I mean neither of this things, I want to use Gentoo Prefix as it is. I just thought snapd team came across similar problems with snapd

I think I’ve made my thoughts more streamlined.
How about the following way to organize a distro: a directory (say it has a unique path on the filesystem, say /prefix) that looks like a root filesystem inside (keeps libraries, headers, etc in predefined places). But you don’t need chroot to call binaries from there, it was compiled with the knowledge of its future location (prefix). Probably you will still need to set some env variables to call applications installed in the prefix, but you want that wrappers to be minimal.

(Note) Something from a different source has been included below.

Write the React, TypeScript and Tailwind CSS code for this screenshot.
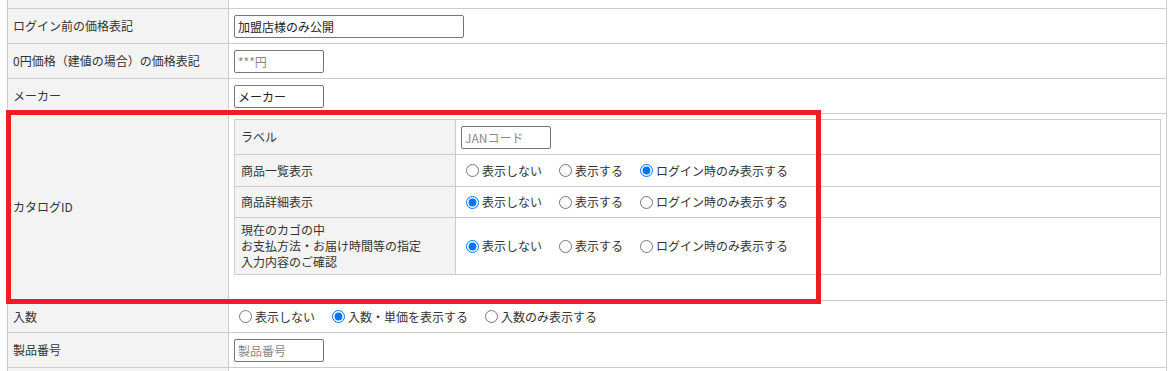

You want the apps installed in the prefix to be portable, i.e. to work regardless of what distro is installed in /. So, /prefix will contain something like a distro inside it, with (mostly gui) apps installed. Still, /prefix is not for system desktop services, systemd, or DE(gnome). Those need to be provided by the main distro.

Now, it looks like there is a lot of duplicated work in /prefix and /. But nothing stops you to make the main distro be aware of /prefix and depend on it. Let’s say both will be rolling release. So, the apps in /prefix should work with any distro but “works best” with X.

Looks like the distro X is better than the typical distro, because the apps you package for it work with any distro. Am I wrong?

It’s hard to comment on it because it’s not clear what your goal is. Are there any issues with Snap, Nix, AppImage or Flatpak that you want to solve with this approach? Are there any issues with traditional distro’s that you want to solve? Why a new package manager?